[PATCH 2.6.16-mm1 2/2] sched_domains: Allocate sched_groups dynamically

public inbox for linux-kernel@vger.kernel.org
 help / color / mirror / Atom feed

From: Srivatsa Vaddagiri <vatsa@in.ibm.com>
To: Nick Piggin <nickpiggin@yahoo.com.au>,
	Ingo Molnar <mingo@elte.hu>,
	pj@sgi.com
Cc: hawkes@sgi.com, Dinakar Guniguntala <dino@in.ibm.com>,
	Andrew Morton <akpm@osdl.org>,
	linux-kernel@vger.kernel.org, suresh.b.siddha@intel.com
Subject: [PATCH 2.6.16-mm1 2/2] sched_domains: Allocate sched_groups dynamically
Date: Sat, 25 Mar 2006 13:58:04 +0530	[thread overview]
Message-ID: <20060325082804.GB17011@in.ibm.com> (raw)

I hit a kernel lockup problem while making a CPUset exclusive. This was
also reported before:

	http://lkml.org/lkml/2006/3/16/128  (Ref 1)

Dinakar (CCed here) said that it may be similar to the problem reported
here:
	
	http://lkml.org/lkml/2005/8/20/40   (Ref 2)
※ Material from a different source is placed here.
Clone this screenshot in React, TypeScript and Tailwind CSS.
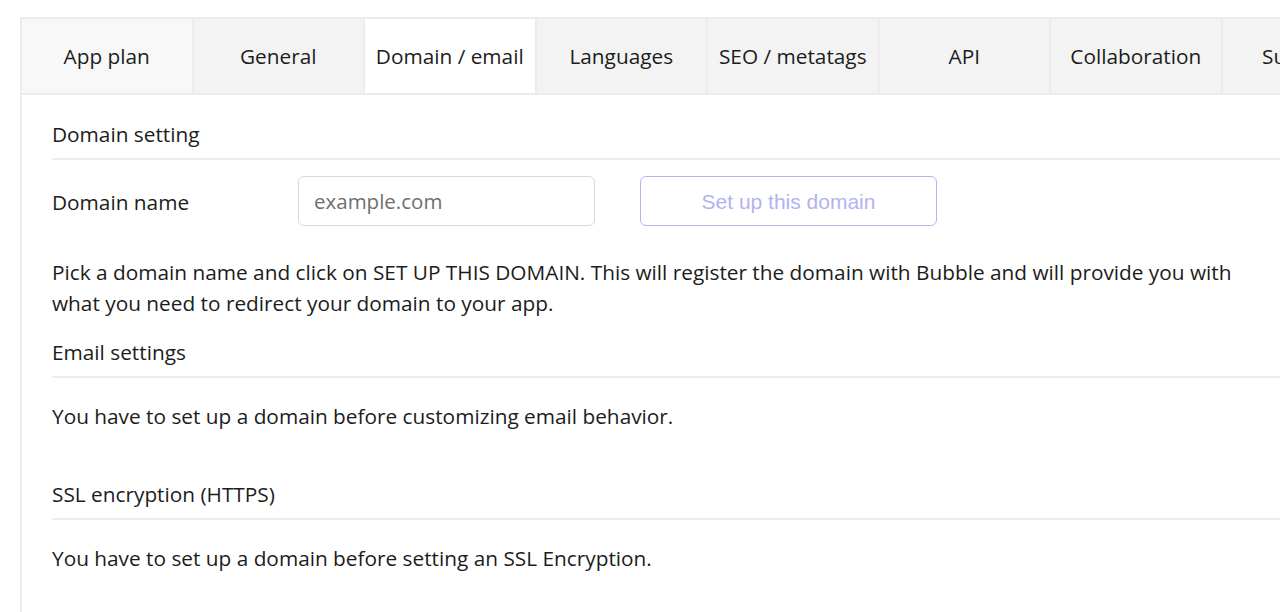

Upon code inspection, I found that it is indeed a similar problem for
SCHED_SMT case. The problem is recreated if SCHED_SMT is enabled in the
kernel, and one tries to make a exclusive CPUset with just one thread in
it. This cause the two threads of the same CPU to be in in different
dynamic sched domains, although they share the same sched_group
structure at 'phys_domains' level. This will lead to the same kind of
corruption described in Ref 2 above.

Patch below, against 2.6.16-mm1, fixes the problem for both SCHED_SMT and 
SCHED_MC cases.

I have tested the patch on a 8-way (with HT) Intel Xeon machine and
found that the lockups I was facing earlier went away with the patch.
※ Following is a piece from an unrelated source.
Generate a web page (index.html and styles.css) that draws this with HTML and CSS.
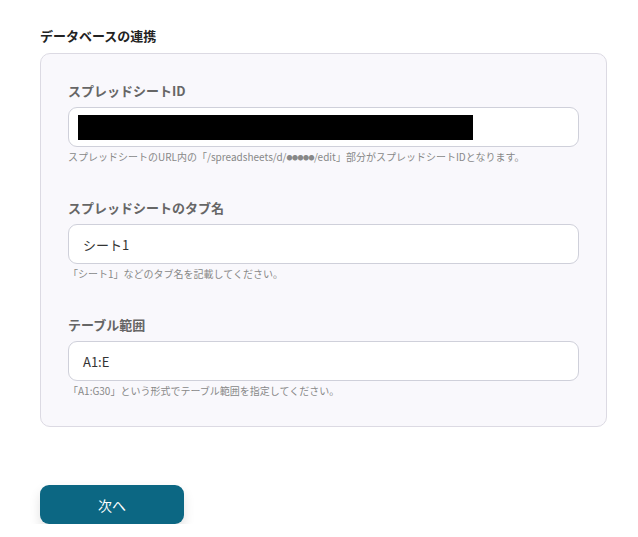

I couldn't test this on a multi-core machine, since I don't think we
have one in our lab.

Suresh, would you mind testing the patch on a multi-core machine, in case you 
have access to one?

Basically you would need to do create a exclusive CPUset with one CPU in it 
(ensure that its sibling in the same core is not part of the same
CPUset). As soon as you make the CPUset exclusive, you would hit some
kind of hang. With this patch, the hang should go away.



Signed-off-by: Srivatsa Vaddagiri <vatsa@in.ibm.com>



 kernel/sched.c |   67 +++++++++++++++++++++++++++++++++++++++++++++++++--------
 1 files changed, 58 insertions(+), 9 deletions(-)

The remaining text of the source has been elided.